Many films were shown in their original 70mm runs, and later, in reissues, to sold out crowds. The restored “Lawrence of Arabia” was shown in 1989, with director David Lean attending the premiere. The restored “Spartacus” was shown in 1991 and the restored “My Fair Lady” in 1994. Cineplex Odeon refurbished this palatial movie house in 1996, reducing the seating capacity to 840 and reopened it with the restored “Vertigo”. In 1997, the Uptown was host to the re-release of the Star Wars saga (aka “Star Wars: The Special Edition”). On opening day, the ticket lines wrapped around the block, turned the corner, and continued several blocks away from Connecticut Street. New prints of 36 classic films, starting with “The Jazz Singer” were shown in 1998 to celebrate 75 years of Warner Brothers movies. The other restored classics included “Rear Window” in 2000, and in 2001, a 20th anniversary run of “Raiders of the Lost Ark” and the movie “2001: A Space Odyssey”. In 2003, the Director’s Cut of “Alien” was shown, and in 2007, “Blade Runner, the Final Cut”.

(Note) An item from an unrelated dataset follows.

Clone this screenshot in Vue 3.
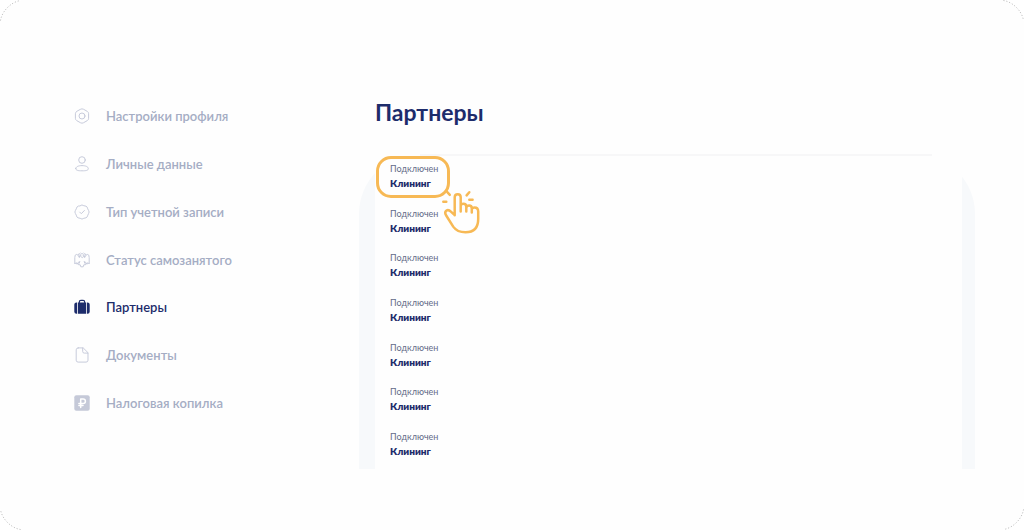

Hollywood studios frequently have glittering red carpet film premieres at the Uptown Theater.

First run, blockbuster mainstream movies are the mainstay. Known for having the largest screen in DC (its curved screen measures 32 feet tall by 70 feet wide for ‘scope films), the Uptown Theater has been the best place to see event movies for several decades.

Contributed by Karim Alim, Justin Zagri, Howard B. Haas

Recent comments (view all 465 comments)

Coate
Coate on August 31, 2016 at 5:23 pm

Thanks, Howard. Your comment suggests my notes are incomplete on the matter of the 70mm festival (and the 1990s-era Uptown bookings). Those details were jotted down many years ago while researching for evidence of a screening of a 70mm print of “The Bridge on the River Kwai.” I came across them while pulling some notes recently for another project and thought readers might find them of interest. Anyway, I doubt “For the Boys” was a part of the fest, since it was a new movie getting its initial release that November (unless there was a pre-release screening that concluded the fest).

HowardBHaas
HowardBHaas on August 31, 2016 at 6:24 pm

Ah, right, then For the Boys would’ve been the next release. Kwai was a faded print.

patryan6019
patryan6019 on September 1, 2016 at 7:56 am

Fiddler played between DZ (not 70mm) and WSS. The others ran as you listed, but were also not in 70. Prior to Boys in 70 was 1st run Black Robe for 3 weeks.

HowardBHaas
HowardBHaas on September 1, 2016 at 1:21 pm

Patryan, I had known re Fiddler on the Roof but neglected to mention it above. Are you saying that Amadeus, GWTW, and Lawrence of Arabia were all shown then in 35mm? And, that Dr Zhivago was shown 35mm? Was Fiddler on the Roof in 35mm? Was Ben Hur shown in 35mm or 70mm? I don’t think the ads or whatever were clear to me as to Ben Hur & Dr Zhivago format.

Coate
Coate on September 2, 2016 at 4:04 am

Recently published: “Khartoum”: The Roadshow Engagements, which, of course, includes a mention of its run at the Uptown.

patryan6019
patryan6019 on September 2, 2016 at 7:21 am

Howard…Of those 6 films, only Fiddler and Ben-Hur were in 70mm, the latter using the 69 reissue that did not have the original extra wide image.

HowardBHaas
HowardBHaas on September 2, 2016 at 11:12 am

Thank you, patryan. Were you are projectionist there?

HowardBHaas
HowardBHaas on September 2, 2016 at 11:30 am

As to Ben Hur, would it have projected 2.2 aspect ratio? Would’ve lost a bit of the 2.76 aspect at left and at right?

patryan6019
patryan6019 on September 3, 2016 at 9:16 am

Howard…No I am not a projectionist, AR would be 2.2 and at 2.76 the image on a screen with a height of 30 feet would need to be 7.5 feet wider on each side.

JonT
JonT on September 19, 2016 at 2:24 am

Made my last visit to the Uptown to see “Prometheus” and left before it was half-way through; couldn’t believe that this theater was showing a projected image that did not fit the screen, most distracting — unbelievable!